- **TASK DIRECTIONS**: In the listing below, pick out lines with "components".

- **GIVEN DATA**:
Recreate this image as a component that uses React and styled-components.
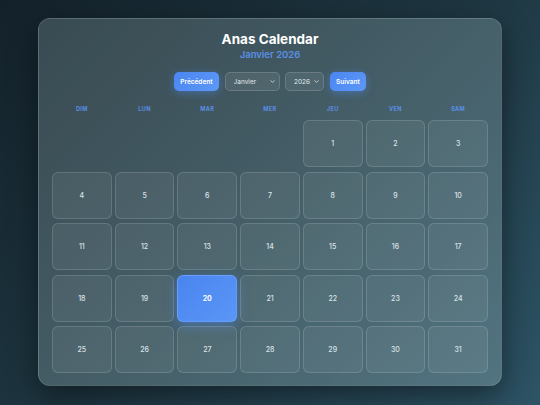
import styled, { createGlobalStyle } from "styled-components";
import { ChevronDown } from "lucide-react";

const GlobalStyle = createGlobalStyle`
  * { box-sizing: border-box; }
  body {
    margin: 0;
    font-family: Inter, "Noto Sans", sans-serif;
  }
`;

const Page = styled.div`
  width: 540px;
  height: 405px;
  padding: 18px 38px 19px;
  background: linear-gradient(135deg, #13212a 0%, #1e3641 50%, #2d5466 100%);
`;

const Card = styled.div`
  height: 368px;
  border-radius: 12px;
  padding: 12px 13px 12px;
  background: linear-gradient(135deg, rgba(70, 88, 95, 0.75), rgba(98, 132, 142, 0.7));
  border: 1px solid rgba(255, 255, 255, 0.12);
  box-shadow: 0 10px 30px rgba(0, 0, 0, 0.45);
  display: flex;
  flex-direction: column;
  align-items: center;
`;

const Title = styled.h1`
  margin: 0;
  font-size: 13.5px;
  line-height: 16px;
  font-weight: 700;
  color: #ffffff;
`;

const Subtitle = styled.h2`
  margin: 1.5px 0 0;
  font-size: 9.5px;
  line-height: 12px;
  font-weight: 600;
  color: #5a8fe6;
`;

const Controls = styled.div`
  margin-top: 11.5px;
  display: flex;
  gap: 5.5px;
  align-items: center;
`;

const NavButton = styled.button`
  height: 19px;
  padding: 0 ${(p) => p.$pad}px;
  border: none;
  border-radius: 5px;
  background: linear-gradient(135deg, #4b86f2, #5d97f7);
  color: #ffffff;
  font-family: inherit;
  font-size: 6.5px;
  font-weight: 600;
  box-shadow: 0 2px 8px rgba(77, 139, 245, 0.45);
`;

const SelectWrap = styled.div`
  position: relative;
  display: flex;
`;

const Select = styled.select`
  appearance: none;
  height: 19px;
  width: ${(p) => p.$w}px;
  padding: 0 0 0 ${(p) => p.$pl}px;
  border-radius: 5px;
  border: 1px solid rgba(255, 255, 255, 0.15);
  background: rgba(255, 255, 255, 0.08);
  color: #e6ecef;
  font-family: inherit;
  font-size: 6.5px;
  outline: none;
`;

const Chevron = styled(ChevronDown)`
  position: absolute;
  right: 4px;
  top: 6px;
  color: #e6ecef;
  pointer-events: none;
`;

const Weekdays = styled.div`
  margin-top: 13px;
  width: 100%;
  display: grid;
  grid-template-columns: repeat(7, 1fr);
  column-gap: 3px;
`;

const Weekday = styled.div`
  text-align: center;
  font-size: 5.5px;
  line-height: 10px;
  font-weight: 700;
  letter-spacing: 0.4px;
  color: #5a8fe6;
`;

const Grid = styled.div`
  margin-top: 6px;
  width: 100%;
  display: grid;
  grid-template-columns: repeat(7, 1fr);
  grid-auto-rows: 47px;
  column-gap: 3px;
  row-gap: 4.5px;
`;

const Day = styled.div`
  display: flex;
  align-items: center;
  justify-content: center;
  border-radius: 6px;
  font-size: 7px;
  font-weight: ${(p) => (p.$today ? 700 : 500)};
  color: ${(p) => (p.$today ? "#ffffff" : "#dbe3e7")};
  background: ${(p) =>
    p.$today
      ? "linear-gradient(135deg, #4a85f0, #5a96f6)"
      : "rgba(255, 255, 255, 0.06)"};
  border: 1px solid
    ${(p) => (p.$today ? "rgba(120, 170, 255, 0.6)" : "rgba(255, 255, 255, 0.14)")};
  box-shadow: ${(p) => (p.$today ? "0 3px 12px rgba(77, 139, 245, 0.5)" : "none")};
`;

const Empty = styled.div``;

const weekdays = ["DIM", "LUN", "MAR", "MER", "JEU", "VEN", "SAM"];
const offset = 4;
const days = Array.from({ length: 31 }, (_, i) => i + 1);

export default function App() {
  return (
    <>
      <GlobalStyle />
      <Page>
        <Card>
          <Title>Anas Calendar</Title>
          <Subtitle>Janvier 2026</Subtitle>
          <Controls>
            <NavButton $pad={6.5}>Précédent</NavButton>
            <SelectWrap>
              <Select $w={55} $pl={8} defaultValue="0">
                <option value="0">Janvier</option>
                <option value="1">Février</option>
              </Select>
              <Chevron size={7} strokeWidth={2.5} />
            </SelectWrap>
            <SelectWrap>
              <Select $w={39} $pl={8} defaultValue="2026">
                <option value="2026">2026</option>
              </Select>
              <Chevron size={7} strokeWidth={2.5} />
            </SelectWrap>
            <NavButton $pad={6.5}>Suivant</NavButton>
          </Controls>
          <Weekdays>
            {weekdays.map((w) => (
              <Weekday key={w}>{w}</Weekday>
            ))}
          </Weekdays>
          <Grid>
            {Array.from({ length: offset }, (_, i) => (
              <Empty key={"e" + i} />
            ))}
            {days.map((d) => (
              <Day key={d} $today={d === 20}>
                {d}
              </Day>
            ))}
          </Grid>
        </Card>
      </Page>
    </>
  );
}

- **RESULT OF THE EXERCISE**:
Recreate this image as a component that uses React and styled-components.
import styled, { createGlobalStyle } from "styled-components";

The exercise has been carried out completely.